After I posted the question, I looked into Oneida and I read some different stories about people drilling and the water was way below the ice. I wish I could get into some Walleye, if anyone has any tips I'd love to hear them . Outdoorser; I'm up for venturing out with you to find some if you'd like. Maybe I'll just have to plan a trip out to North Dakota lol.


----------



## Packfish (Oct 30, 2007)

I was off that ice pretty quickly- I pulled my gun and told my 300# freind if he got close to me I'd shoot him (0:


----------



## outdoorser (Jan 14, 2013)

outdoorser said:


> That would feel pretty creepy. Did you fish it anyway?


Oh wait I just realized what a stupid question this was. If you were to catch a fish in this situation, you'd likely have a heck of a time getting it up to you're hole without breaking your line while the fish is dangling in the air.


----------



## fishnate (Sep 11, 2007)

cbassonafly said:


> I'm really wanting to catch some walleye through the ice. I've been thinking of going to Oneida narrows or deer creek... I really don't know where to go. Anyone have any suggestions or tips?
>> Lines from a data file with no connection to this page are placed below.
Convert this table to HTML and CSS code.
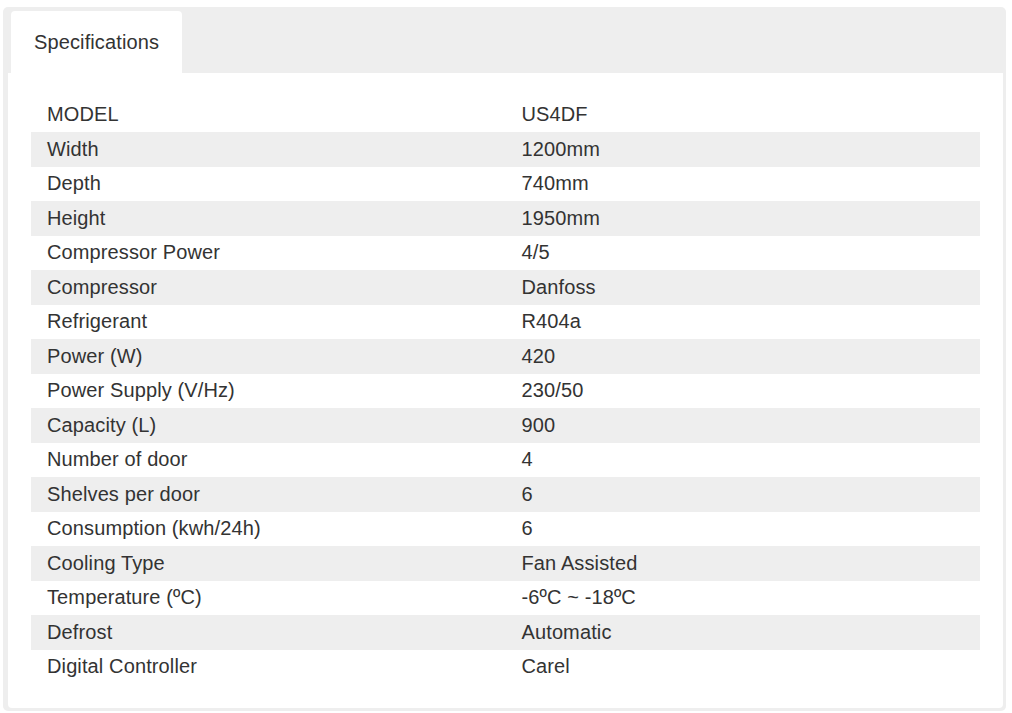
FILE: index.html
```html
<!DOCTYPE html>
<html>
<head>
<meta charset="utf-8">
<link rel="stylesheet" href="styles.css">
</head>
<body>
<div class="box">
  <div class="tabs">
    <div class="tab">Specifications</div>
  </div>
  <div class="content">
    <table class="specs">
      <tbody>
        <tr><td>MODEL</td><td>US4DF</td></tr>
        <tr><td>Width</td><td>1200mm</td></tr>
        <tr><td>Depth</td><td>740mm</td></tr>
        <tr><td>Height</td><td>1950mm</td></tr>
        <tr><td>Compressor Power</td><td>4/5</td></tr>
        <tr><td>Compressor</td><td>Danfoss</td></tr>
        <tr><td>Refrigerant</td><td>R404a</td></tr>
        <tr><td>Power (W)</td><td>420</td></tr>
        <tr><td>Power Supply (V/Hz)</td><td>230/50</td></tr>
        <tr><td>Capacity (L)</td><td>900</td></tr>
        <tr><td>Number of door</td><td>4</td></tr>
        <tr><td>Shelves per door</td><td>6</td></tr>
        <tr><td>Consumption (kwh/24h)</td><td>6</td></tr>
        <tr><td>Cooling Type</td><td>Fan Assisted</td></tr>
        <tr><td>Temperature (ºC)</td><td>-6ºC ~ -18ºC</td></tr>
        <tr><td>Defrost</td><td>Automatic</td></tr>
        <tr><td>Digital Controller</td><td>Carel</td></tr>
      </tbody>
    </table>
  </div>
</div>
</body>
</html>
```

FILE: styles.css
```css
html, body {
  margin: 0;
  padding: 0;
  background: #fff;
}
body {
  font-family: "Liberation Sans", Arial, sans-serif;
  font-size: 20px;
  letter-spacing: 0.12px;
  color: #333;
}
.box {
  margin: 7px 0 0 3px;
  width: 1003px;
  height: 704px;
  box-sizing: border-box;
  background: #eeeeee;
  border-radius: 5px;
  padding: 4px 3px 3px 5px;
}
.tabs {
  display: flex;
  padding-left: 3px;
  height: 62px;
}
.tab {
  background: #fff;
  border-radius: 4px 4px 0 0;
  padding: 20px 23px 0 23px;
  line-height: 23px;
  box-sizing: border-box;
  height: 62px;
}
.content {
  background: #fff;
  border-radius: 0 0 4px 4px;
  padding: 24.5px 23px 24px 23px;
}
.specs {
  width: 100%;
  border-collapse: collapse;
  table-layout: fixed;
}
.specs td {
  width: 50%;
  padding: 5.5px 16px 6px 16px;
  line-height: 23px;
  vertical-align: top;
  white-space: nowrap;
}
.specs tr:nth-child(even) td {
  background: #eeeeee;
}
```
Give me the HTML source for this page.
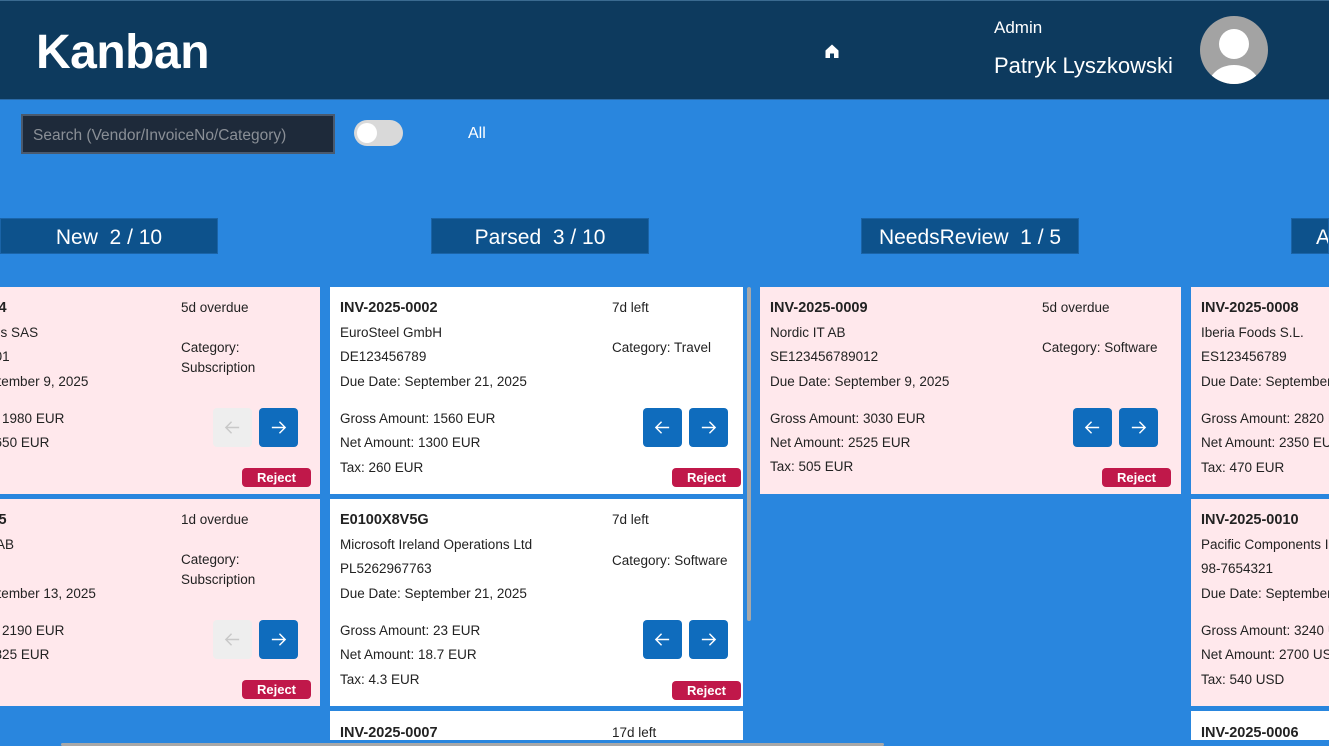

Wouldn't we all love to have the secret, the fast easy answer to Utah walleyes. Not saying I have any great knowledge on the subject since I haven't caught a walleye through the ice yet (caught my share in open water). I am making headway since my son hooked and lost two in a recent trip to Starvation. But they really shouldn't be any more or less dfficult to catch than any other fish in Utah since they have the same basic needs. They are readily caught to the east of us so they can be caught here. They behave somewhat differently here since they are not the dominant species, have a different habitat and don't occur in quite the same quantity. We also can't use the same live baitfish options and dozens of tipups. But I've seen enough evidence to suggest that you don't have to fish with live baitfish to connect regularly.

Here's our Utah options for iced walleyes; Starvation, Willard Bay, Utah Lake, Yuba, Deer Creek and Red Fleet. These waters offer a variety of good habitats and marginal to excellent forage options. Everything is relative in each body of water. Find the best habitat in near proximity to where the forage is and start there. We as fishermen need to find a body of water with a reasonable population of walleye to start with then find the best habitat and forage options for that lake, then experiment to crack the code.

Starvation has a good population and offers lots of good habitat. Forage - perch, chubs, suckers, carp, trout.

Willard Bay has a good population but has limited variety of habitat. Forage - carp, suckers, crappie, perhaps a few perch.

Utah Lake has a good population but has limited variety of habitat. Forage is white bass, carp, suckers, bluegill, crappie, perch.

Yuba has a good variety of habitat just not too many walleye right now. Forage is chubs, carp, suckers, perch.

Deer Creek has a good population and has a good variety of habitat. Forage is chubs, perch, carp, bluegill, suckers.

Red Fleet has a growing population of illegally introduced walleye and a few people are catching them. It has a fair variety of habitat. Forage is bluegill, trout, LM bass.

Walleye are active and eat in winter. They can only eat what they find so they naturally follow their prey. Find the prey and fish with something similar in size and color. Jig with lipless crankbaits, spoons, a variet of plastic jigs. Fish them alone or tip them with sucker, carp or perch meat (where legal). Walleye are not nitpickers like trout. They don't eat tiny morsels, they eat fish, sometimes farily large fish 5-6 inches long! Baitfish don't sit motionless under the ice either, they dart and scury away from predators. Remember walleye have excellent night vision and often the prime time is dawn/dusk, but they also are catchable during the day too. They are masters at using shadows to ambush prey. Get on InFisherman.com, WalleyeCentral.com and Youtube etc. and do some research for yourself and start catching. We need to stop thinking these fish are so tough and start thinking our way through the issues and catch them.


----------



## hardman11 (Apr 14, 2012)

I always use a peice of cutbait carp, chub, sardine, shrimp tipped with a big fat night crawler about 1-2 foot off the bottom its worked pretty well for them at Yuba


----------